+++ GIVEN INFORMATION

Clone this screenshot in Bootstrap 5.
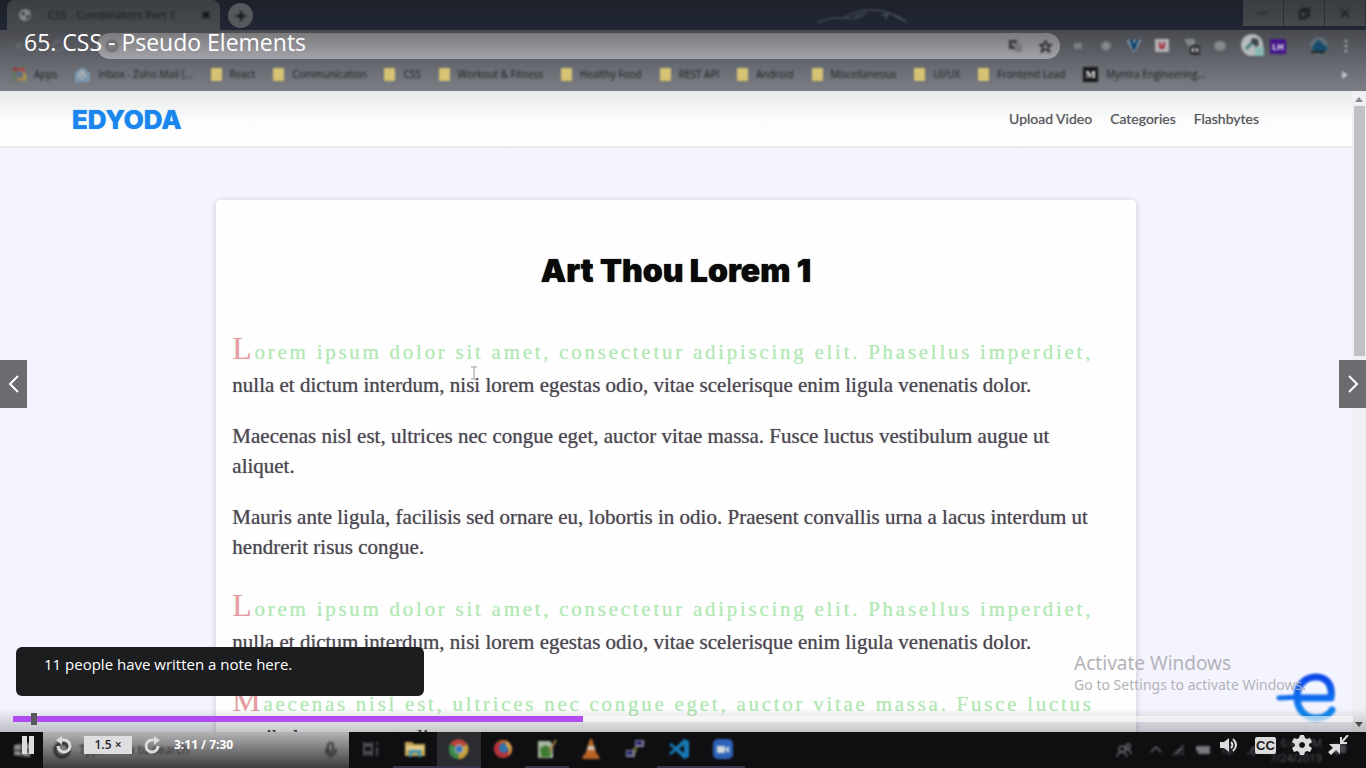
<!DOCTYPE html>
<html lang="en">
<head>
<meta charset="utf-8">
<meta name="viewport" content="width=device-width, initial-scale=1">
<title>65. CSS - Pseudo Elements</title>
<link href="https://cdn.jsdelivr.net/npm/bootstrap@5.3.0/dist/css/bootstrap.min.css" rel="stylesheet">
<style>
  body { font-family: "Open Sans", "Noto Sans", sans-serif; background: #000; }
  svg { display: block; flex: none; }

  /* recorded browser window */
  .tab-strip { height: 30px; background: linear-gradient(#1c2029, #212835); }
  .browser-tab { width: 213px; margin-left: 7px; background: linear-gradient(#3b3e42, #484b50); border-radius: 8px 8px 0 0; color: #17191c; font-size: 11px; line-height: 30px; padding: 0 10px 0 12px; }
  .plain-btn { border: 0; background: none; padding: 0; color: inherit; }
  .new-tab { width: 25px; height: 25px; border-radius: 50%; background: #55585c; color: #121315; margin: 3px 0 0 8px; }
  .car { margin-top: 7px; color: #59606b; }
  .window-btns { margin-left: 334px; }
  .window-btn { width: 41px; height: 26px; background: linear-gradient(#393c41, #45484d); color: #1a1c20; border-right: 1px solid #2b2e34; }
  .toolbar { height: 32px; background: linear-gradient(#484a50, #63666c); padding: 0 15px; color: #7b7e84; }
  .address-bar { height: 26px; border-radius: 13px; background: linear-gradient(#7b7b7d, #a2a3a9); color: #3a3b3f; margin-left: 31px; padding: 0 8px; }
  .address-bar input { background: none; border: 0; outline: 0; min-width: 0; }
  .extensions { margin-left: 12px; gap: 14px; }
  .lighthouse { margin-left: 5px; }
  .profile { margin-left: 23px; }
  .menu-dots { margin-left: 12px; }
  .bookmarks { height: 29px; background: linear-gradient(#64676d, #7b7e85); font-size: 10px; padding: 0 17px 4px 13px; gap: 18px; }
  .bookmarks a { color: #1b1c20; text-decoration: none; white-space: nowrap; display: flex; align-items: center; gap: 8px; }
  .folder-mark { width: 11px; height: 13px; background: #d6c373; border-radius: 1px; }
  .medium-mark { width: 15px; height: 15px; background: #151618; color: #fff; font: 700 11px/15px "Liberation Serif", serif; text-align: center; }

  /* web page inside the browser */
  .site { background: #f4f4fe; min-height: 0; }
  .site-head { height: 55px; background: linear-gradient(#e8ebea, #fdfdfd 60%, #fff); box-shadow: 0 1px 2px #dddbe4; padding: 0 93px 0 72px; }
  .site-brand { font: 800 26px/32px Inter, sans-serif; color: #1a86ee; text-decoration: none; text-shadow: 0 0 1px #1a86ee; padding-top: 2px; }
  .site-head nav { font: 400 14px/20px Lato, sans-serif; gap: 18px; }
  .site-head nav a { color: #55555a; text-decoration: none; text-shadow: 0 0 1px #a5a5aa; }
  .article { width: 68%; margin-top: 54px; padding: 51px 16px 0; background: #fefefe; border-radius: 4px; box-shadow: 0 1px 6px #c9c7d6; }
  .article h1 { font: 900 32px/40px Inter, sans-serif; color: #0a0a0a; margin-bottom: 35px; text-shadow: 0 0 1px #0a0a0a; }
  .article p { font: 400 21px/30px "Liberation Serif", serif; color: #4c4751; margin-bottom: 21px; padding-right: 8px; text-shadow: 0 0 1px #8a858f; }
  .article .fancy::first-line { color: #b4e8b6; letter-spacing: .13em; text-shadow: 0 0 1px #c9f0ca; }
  .article .fancy::first-letter { color: #ea9aa4; font-size: 32px; line-height: 44px; }
  .page-scroll { width: 14px; background: #f0eff3; color: #8b8b8f; }
  .scroll-thumb { height: 250px; width: 11px; background: #c1c1c3; }

  /* recorded taskbar */
  .taskbar { height: 36px; background: #0f0f12; }
  .start-tile { width: 43px; color: #8a8a8c; }
  .search-tile { width: 306px; background: linear-gradient(#b4b4b6, #3c3c3e); color: #1f1f21; font-size: 12px; padding: 0 10px 0 10px; }
  .task-tile { width: 44px; height: 36px; border-bottom: 2px solid transparent; }
  .is-open { border-color: #34344a; }
  .is-active { background: #2b2c2f; }
  .tray { color: #5a5a5e; font-size: 11px; line-height: 15px; gap: 10px; padding-right: 18px; }
  .soft svg, .soft a, .soft span, .soft time { filter: blur(1px); }
  .soft a svg, .soft a span { filter: none; }

  /* player overlay */
  .lecture-title { top: 28px; left: 24px; font-size: 23px; line-height: 28px; color: #fff; font-weight: 400; }
  .step-btn { width: 27px; height: 48px; background: #6b6b70; color: #fff; border: 0; padding: 0; top: 360px; }
  .text-cursor { left: 470px; top: 366px; color: #999; }
  .note { left: 16px; bottom: 72px; width: 408px; height: 49px; border-radius: 6px; background: #1c1d1f; color: #fff; font-size: 15px; line-height: 20px; padding: 7px 28px; }
  .watermark { right: 60px; bottom: 73px; color: #b3b3b7; font: 400 14px/20px "Noto Sans", sans-serif; }
  .watermark strong { font-weight: 400; font-size: 19px; line-height: 24px; display: block; }
  .floating-logo { right: 28px; bottom: 44px; filter: blur(1px); }
  .shade { height: 24px; bottom: 36px; background: linear-gradient(rgba(0,0,0,0), rgba(0,0,0,.22)); }
  .seek { left: 13px; right: 13px; bottom: 46px; height: 6px; background: rgba(255,255,255,.6); }
  .seek-fill { height: 6px; background: #b04df0; }
  .seek-note { width: 6px; height: 12px; background: #58595c; left: 18px; top: -3px; }
  .controls { height: 46px; padding: 0 17px 0 16px; color: #dcdcde; gap: 12px; }
  .rate { width: 48px; height: 18px; background: #dfdfe1; color: #26272a; border: 0; padding: 0; font-size: 12px; font-weight: 600; line-height: 18px; }
  .clock { font-size: 12px; font-weight: 700; color: #fff; }
  .controls-end { gap: 16px; }
  .cc-mark { width: 21px; height: 17px; border-radius: 2px; background: #dcdcde; color: #1c1c1e; font: 700 13px/17px "Liberation Sans", sans-serif; text-align: center; }
</style>
</head>
<body>
<main class="position-relative vh-100 overflow-hidden d-flex flex-column">

  <header class="soft">
    <div class="tab-strip d-flex">
      <div class="browser-tab d-flex align-items-center">
        <svg width="13" height="13" viewBox="0 0 13 13"><circle cx="6" cy="6" r="6" fill="#85878b"/><path d="M2 4l3-2 1 3-2 2zM7 7l4-2-1 4-3 1z" fill="#393c40"/></svg>
        <span class="ms-3 flex-grow-1">CSS - Combinators Part 1</span>
        <button class="plain-btn" aria-label="Close tab"><svg width="8" height="8" viewBox="0 0 8 8"><path d="M1 1l6 6M7 1L1 7" stroke="#0b0c0d" stroke-width="2"/></svg></button>
      </div>
      <button class="plain-btn new-tab d-flex align-items-center justify-content-center" aria-label="New tab"><svg width="12" height="12" viewBox="0 0 12 12"><path d="M6 1v10M1 6h10" stroke="currentColor" stroke-width="2"/></svg></button>
      <svg class="ms-auto car" width="92" height="18" viewBox="0 0 92 18" fill="none" stroke="currentColor"><path d="M1 16Q10 10 27 11Q40 2 58 3Q74 4 90 15M28 11q12 1 18-2M69 5v8M64 8h9M76 8l12 6M38 9l12-3"/></svg>
      <div class="d-flex window-btns">
        <button class="plain-btn window-btn" aria-label="Minimize"><svg class="mx-auto" width="10" height="10"><path d="M0 5h9" stroke="currentColor"/></svg></button>
        <button class="plain-btn window-btn" aria-label="Restore"><svg class="mx-auto" width="11" height="11" fill="none" stroke="currentColor" stroke-width="2"><path d="M1 3h6v7H1zM3 3V1h7v7H8"/></svg></button>
        <button class="plain-btn window-btn" aria-label="Close"><svg class="mx-auto" width="10" height="10"><path d="M1 1l8 8M9 1L1 9" stroke="currentColor" stroke-width="1.5"/></svg></button>
      </div>
    </div>

    <div class="toolbar d-flex align-items-center">
      <svg width="51" height="14" viewBox="0 0 51 14" fill="none" stroke="currentColor"><path d="M9 7H1l4-4M1 7l4 4M46 3a5 5 0 1 0 2 5"/></svg>
      <div class="address-bar d-flex align-items-center flex-grow-1">
        <svg width="14" height="14" viewBox="0 0 14 14" fill="none" stroke="#4a4b4f" stroke-width="1.5"><circle cx="7" cy="7" r="5"/><path d="M7 6v4M7 4v1"/></svg>
        <input class="flex-grow-1" type="text" aria-label="Address">
        <svg width="14" height="14" viewBox="0 0 14 14"><path d="M0 1h8v9H0z" fill="#333438"/><path d="M5 4h8v9H6z" fill="#77787c"/><path d="M2 5h4M3 3l2 5" stroke="#999"/></svg>
        <svg class="ms-3" width="13" height="13" viewBox="0 0 16 16" fill="none" stroke="#2a2b2f" stroke-width="2"><path d="M8 1l2 5h5l-4 3 2 6-5-4-5 4 2-6-4-3h5z"/></svg>
      </div>
      <div class="d-flex align-items-center extensions">
        <svg width="13" height="14"><rect x="2" y="4" width="8" height="6" fill="#7b7e83"/></svg>
        <svg width="14" height="14"><circle cx="7" cy="7" r="4" fill="#85888d"/><path d="M7 1v12M1 7h12M3 3l8 8M11 3l-8 8" stroke="#85888d"/></svg>
        <svg width="14" height="14"><path d="M0 1h14L7 14z" fill="#a0b8ca"/><path d="M2 1h4l1 4 2-4h3L7 13z" fill="#0c3c68"/></svg>
        <svg width="14" height="14"><rect width="14" height="13" fill="#b3b3b7"/><path d="M4 3v4q0 3 3 3t3-3V3H8v4H6V3z" fill="#a22a35"/></svg>
        <svg width="17" height="18"><path d="M1 2h11v4L9 10H6z" fill="#85888d"/><rect x="7" y="8" width="10" height="10" rx="2" fill="#2d2f33"/><path d="M10 11v4M14 11v4" stroke="#ddd" stroke-width="2"/></svg>
        <svg width="13" height="14"><ellipse cx="6" cy="7" rx="6" ry="5" fill="#85888d"/></svg>
        <svg width="24" height="24"><circle cx="11" cy="11" r="11" fill="#b8bbbd"/><path d="M5 15L13 7" stroke="#477c7c" stroke-width="3"/><path d="M11 4l6 1 1 6-3 2-5-5z" fill="#3d4348"/><path d="M14 13h9v9h-9z" fill="#87b9b4"/></svg>
      </div>
      <svg class="lighthouse" width="16" height="15"><rect width="16" height="15" fill="#43148a"/><text x="2" y="11" font-size="9" font-weight="700" fill="#eee">LH</text></svg>
      <svg class="profile" width="20" height="20"><circle cx="10" cy="10" r="9" fill="#627076"/><path d="M2 13L9 3l5 5 5 4-6 6z" fill="#164b6c"/><path d="M2 16h14" stroke="#222" stroke-width="2"/></svg>
      <svg class="menu-dots" width="10" height="14" fill="#a5a8ae"><circle cx="5" cy="2" r="1.5"/><circle cx="5" cy="7" r="1.5"/><circle cx="5" cy="12" r="1.5"/></svg>
    </div>

    <nav class="bookmarks d-flex align-items-center" aria-label="Bookmarks">
      <a href="#"><svg width="13" height="13"><path d="M0 0h5v3H0z" fill="#993a38"/><path d="M6 0h6v3H6z" fill="#b4473c"/><path d="M0 5h3v3H0z" fill="#55824f"/><path d="M5 5h3v3H5z" fill="#4a7099"/><path d="M10 5h3v8h-3z" fill="#b49243"/><path d="M0 10h3v3H0z" fill="#4c7c4d"/><path d="M5 10h4v3H5z" fill="#ad8a45"/></svg>Apps</a>
      <a href="#"><svg width="15" height="15" viewBox="0 0 15 15"><path d="M0 6l7-6 8 6v9H0z" fill="#7e99b4"/><circle cx="7" cy="8" r="4" fill="#b4b6b8"/><path d="M3 5l9 8M12 5l-9 8" stroke="#7287a0"/></svg>Inbox - Zoho Mail (...</a>
      <a href="#"><span class="folder-mark"></span>React</a>
      <a href="#"><span class="folder-mark"></span>Communication</a>
      <a href="#"><span class="folder-mark"></span>CSS</a>
      <a href="#"><span class="folder-mark"></span>Workout &amp; Fitness</a>
      <a href="#"><span class="folder-mark"></span>Healthy Food</a>
      <a href="#"><span class="folder-mark"></span>REST API</a>
      <a href="#"><span class="folder-mark"></span>Android</a>
      <a href="#"><span class="folder-mark"></span>Miscellaneous</a>
      <a href="#"><span class="folder-mark"></span>UI/UX</a>
      <a href="#"><span class="folder-mark"></span>Frontend Lead</a>
      <a href="#"><span class="medium-mark">M</span>Myntra Engineering...</a>
      <svg class="ms-auto" width="8" height="8"><path d="M1 0l6 4-6 4z" fill="#c4c6ca"/></svg>
    </nav>
  </header>

  <div class="site d-flex flex-grow-1 overflow-hidden">
    <div class="flex-grow-1 overflow-hidden">
      <div class="site-head d-flex align-items-center justify-content-between">
        <a class="site-brand" href="#">EDYODA</a>
        <nav class="d-flex" aria-label="Site">
          <a href="#">Upload Video</a><a href="#">Categories</a><a href="#">Flashbytes</a>
        </nav>
      </div>
      <article class="article mx-auto">
        <h1 class="text-center">Art Thou Lorem 1</h1>
        <p class="fancy">Lorem ipsum dolor sit amet, consectetur adipiscing elit. Phasellus imperdiet, nulla et dictum interdum, nisi lorem egestas odio, vitae scelerisque enim ligula venenatis dolor.</p>
        <p>Maecenas nisl est, ultrices nec congue eget, auctor vitae massa. Fusce luctus vestibulum augue ut aliquet.</p>
        <p>Mauris ante ligula, facilisis sed ornare eu, lobortis in odio. Praesent convallis urna a lacus interdum ut hendrerit risus congue.</p>
        <p class="fancy">Lorem ipsum dolor sit amet, consectetur adipiscing elit. Phasellus imperdiet, nulla et dictum interdum, nisi lorem egestas odio, vitae scelerisque enim ligula venenatis dolor.</p>
        <p class="fancy">Maecenas nisl est, ultrices nec congue eget, auctor vitae massa. Fusce luctus vestibulum augue ut aliquet.</p>
      </article>
    </div>
    <div class="page-scroll d-flex flex-column flex-shrink-0 align-items-center">
      <svg width="8" height="15"><path d="M0 11l4-5 4 5z" fill="currentColor"/></svg>
      <div class="scroll-thumb"></div>
      <svg class="mt-auto" width="8" height="12"><path d="M0 2l4 5 4-5z" fill="#555"/></svg>
    </div>
  </div>

  <footer class="taskbar d-flex soft">
    <div class="start-tile d-flex align-items-center justify-content-center"><svg width="16" height="14"><path d="M0 2l7-1v6H0zM8 1l8-1v7H8zM0 8h7v5l-7-1zM8 8h8v6l-8-1z" fill="currentColor"/></svg></div>
    <div class="search-tile d-flex align-items-center">
      <svg width="18" height="18" fill="none" stroke="#252527" stroke-width="3"><circle cx="9" cy="9" r="7"/></svg>
      <span class="ms-2">Type here to search</span>
      <svg class="ms-auto" width="16" height="18" fill="none" stroke="#232325" stroke-width="1.5"><rect x="5" y="2" width="5" height="9" rx="2"/><path d="M3 8q0 6 5 6t5-6M8 14v3"/></svg>
    </div>
    <div class="task-tile d-flex align-items-center justify-content-center"><svg width="16" height="14" fill="none" stroke="#626367" stroke-width="1.5"><path d="M1 0v2h8V0M1 4h8v6H1zM1 14v-2h8v2M14 0v3M14 5v9"/></svg></div>
    <div class="task-tile is-open d-flex align-items-center justify-content-center"><svg width="20" height="18"><path d="M0 2h7l2 2h11v12H0z" fill="#c6a75a"/><path d="M1 6h18v4H1z" fill="#e0cb87"/><path d="M4 10h12v7h-3v-4H7v4H4z" fill="#3f93ae"/></svg></div>
    <div class="task-tile is-open is-active d-flex align-items-center justify-content-center"><svg width="20" height="20" viewBox="0 0 20 20"><path d="M10 10L1 5a10 10 0 0 1 17 0z" fill="#bd4238"/><path d="M10 10l8-5a10 10 0 0 1-9 15z" fill="#c7a23e"/><path d="M10 10L9 20A10 10 0 0 1 1 5z" fill="#3b8b4c"/><circle cx="10" cy="10" r="4.5" fill="#c8c8c8"/><circle cx="10" cy="10" r="3.5" fill="#3c75b8"/></svg></div>
    <div class="task-tile d-flex align-items-center justify-content-center"><svg width="20" height="20"><circle cx="10" cy="10" r="9" fill="#cf6a35"/><path d="M2 5q8-4 14 3t-4 11Q2 19 1 10z" fill="#b8323b"/><circle cx="11" cy="9" r="5" fill="#2f74b0"/><path d="M13 1q8 6 5 13l-3 3q3-7-2-10z" fill="#d8a53f"/></svg></div>
    <div class="task-tile is-open d-flex align-items-center justify-content-center"><svg width="20" height="20"><path d="M1 2h12l3 4v13H1z" fill="#aab8a2"/><path d="M3 9l6-3 6 5-2 7H4z" fill="#3e7b30"/><path d="M19 1l-7 12" stroke="#a18146" stroke-width="2"/></svg></div>
    <div class="task-tile d-flex align-items-center justify-content-center"><svg width="20" height="20"><path d="M9 0h2l5 16H4z" fill="#bf6828"/><path d="M7 7h6l1 4H6z" fill="#c9c6c0"/><path d="M3 15h14l2 5H1z" fill="#b66026"/></svg></div>
    <div class="task-tile d-flex align-items-center justify-content-center"><svg width="20" height="20"><path d="M10 1h9v7h-9zM1 11h9v7H1z" fill="#86869c"/><path d="M11 2h6v4h-6zM2 12h6v4H2z" fill="#27276f"/><path d="M13 8l-5 2 4 2-5 3" stroke="#a09a42" fill="none"/></svg></div>
    <div class="task-tile is-open d-flex align-items-center justify-content-center"><svg width="22" height="20"><path d="M16 0l5 2v16l-5 2-8-8-5 4-2-2 5-4-5-4 2-2 5 4zM16 6l-5 4 5 4z" fill="#1979b4" fill-rule="evenodd"/></svg></div>
    <div class="task-tile is-open d-flex align-items-center justify-content-center"><svg width="20" height="20"><rect width="20" height="20" rx="5" fill="#2e62b8"/><path d="M4 7h8v7H4zM13 9l3-2v7l-3-2z" fill="#d3d8df"/></svg></div>
    <div class="tray d-flex align-items-center ms-auto">
      <svg width="16" height="14" fill="none" stroke="#6a6b6f" stroke-width="1.5"><circle cx="6" cy="6" r="3"/><circle cx="12" cy="3" r="2"/><path d="M1 14q1-5 5-5t5 5M10 7q4-2 5 4"/></svg>
      <svg class="ms-2" width="12" height="10" fill="none" stroke="#6a6b6f" stroke-width="1.5"><path d="M1 7l5-5 5 5"/></svg>
      <svg width="14" height="12" fill="none" stroke="#56575b" stroke-width="1.5"><path d="M1 11L12 1M5 11q2-5 7-6M9 11l3-2"/></svg>
      <svg width="16" height="10"><path d="M0 1h14v8H2V6H0z" fill="#77787c"/></svg>
      <svg width="14" height="12" fill="none" stroke="#56575b"><path d="M1 4h3l4-3v10L4 8H1zM10 3q3 3 0 6"/></svg>
      <svg width="14" height="14" fill="none" stroke="#66676b"><path d="M1 12L10 4M5 6l7-4 1 5-6 5z"/></svg>
      <time class="text-end">6:47 PM<br>7/24/2019</time>
      <svg width="16" height="16"><path d="M1 2h13v9H8l-3 3v-3H1z" fill="#47484b"/></svg>
    </div>
  </footer>

  <svg class="position-absolute text-cursor" width="8" height="14" fill="none" stroke="currentColor"><path d="M1 1h6M4 1v12M1 13h6"/></svg>
  <svg class="position-absolute floating-logo" width="62" height="54" viewBox="0 0 62 54"><defs><linearGradient id="blue" gradientUnits="userSpaceOnUse" x1="0" y1="4" x2="0" y2="50"><stop offset="0" stop-color="#0a43e6"/><stop offset="1" stop-color="#1393f5"/></linearGradient></defs><g fill="none" stroke="url(#blue)" stroke-linecap="round"><path d="M3 28L24 27" stroke-width="5"/><path d="M24 28H55C57 14 50 7 40 7C29 7 21 15 21 27C21 39 29 48 40 48C48 48 53 45 56 40" stroke-width="7" stroke-linejoin="round"/></g></svg>
  <p class="position-absolute watermark mb-0"><strong>Activate Windows</strong>Go to Settings to activate Windows.</p>
  <div class="position-absolute start-0 end-0 shade"></div>

  <h2 class="position-absolute lecture-title mb-0">65. CSS - Pseudo Elements</h2>
  <button class="position-absolute start-0 step-btn" aria-label="Previous lecture"><svg class="mx-auto" width="14" height="20" fill="none" stroke="currentColor" stroke-width="2"><path d="M11 2L3 10l8 8"/></svg></button>
  <button class="position-absolute end-0 step-btn" aria-label="Next lecture"><svg class="mx-auto" width="14" height="20" fill="none" stroke="currentColor" stroke-width="2"><path d="M3 2l8 8-8 8"/></svg></button>
  <div class="position-absolute note">11 people have written a note here.</div>
  <div class="position-absolute seek" role="progressbar" aria-label="Playback" aria-valuenow="191" aria-valuemin="0" aria-valuemax="450">
    <div class="seek-fill" style="width:42.5%"></div>
    <div class="position-absolute seek-note"></div>
  </div>
  <div class="position-absolute start-0 end-0 bottom-0 controls d-flex align-items-center">
    <button class="plain-btn me-2" aria-label="Pause"><svg width="18" height="18"><path d="M6 0h5v18H6zM13 0h5v18h-5z" fill="currentColor"/></svg></button>
    <button class="plain-btn" aria-label="Rewind 5 seconds"><svg width="18" height="18" viewBox="0 0 18 18"><path d="M4 10a6 6 0 1 0 6-6H7" fill="none" stroke="currentColor" stroke-width="3"/><path d="M8 0v9L2 4z" fill="currentColor"/></svg></button>
    <button class="rate">1.5 ×</button>
    <button class="plain-btn" aria-label="Forward 5 seconds"><svg width="18" height="18" viewBox="0 0 18 18"><path d="M14 10a6 6 0 1 1-6-6h3" fill="none" stroke="currentColor" stroke-width="3"/><path d="M10 0v9l6-5z" fill="currentColor"/></svg></button>
    <span class="clock">3:11 / 7:30</span>
    <div class="ms-auto d-flex align-items-center controls-end">
      <button class="plain-btn" aria-label="Volume"><svg width="20" height="16" viewBox="0 0 20 16"><path d="M1 5h4l5-4v14l-5-4H1z" fill="currentColor"/><path d="M12 5q3 3 0 6M14 2q6 6 0 12" fill="none" stroke="currentColor" stroke-width="2"/></svg></button>
      <button class="plain-btn cc-mark" aria-label="Captions">CC</button>
      <button class="plain-btn" aria-label="Settings"><svg width="20" height="20" viewBox="0 0 20 20"><path d="M8 0h4l1 3 2 1 3-1 2 4-3 2v2l3 2-2 4-3-1-2 1-1 3H8l-1-3-2-1-3 1-2-4 3-2V9L0 7l2-4 3 1 2-1zM10 7a3 3 0 1 0 .1 0z" fill="currentColor" fill-rule="evenodd"/></svg></button>
      <button class="plain-btn" aria-label="Exit fullscreen"><svg width="21" height="20" viewBox="0 0 21 20"><path d="M13 2v6h6M20 0l-7 8" fill="none" stroke="currentColor" stroke-width="2"/><path d="M1 9h11v10l-4-4-5 5-3-3 5-4z" fill="currentColor"/></svg></button>
    </div>
  </div>
</main>
<script src="https://cdn.jsdelivr.net/npm/bootstrap@5.3.0/dist/js/bootstrap.bundle.min.js"></script>
</body>
</html>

++++++

| WHAT IS EXPECTED |
Leave the pictures out and reproduce exactly the lines from the top of the listing above through the line with "block; flex: none;".

| WORKED SOLUTION |
Clone this screenshot in Bootstrap 5.
<!DOCTYPE html>
<html lang="en">
<head>
<meta charset="utf-8">
<meta name="viewport" content="width=device-width, initial-scale=1">
<title>65. CSS - Pseudo Elements</title>
<link href="https://cdn.jsdelivr.net/npm/bootstrap@5.3.0/dist/css/bootstrap.min.css" rel="stylesheet">
<style>
  body { font-family: "Open Sans", "Noto Sans", sans-serif; background: #000; }
  svg { display: block; flex: none; }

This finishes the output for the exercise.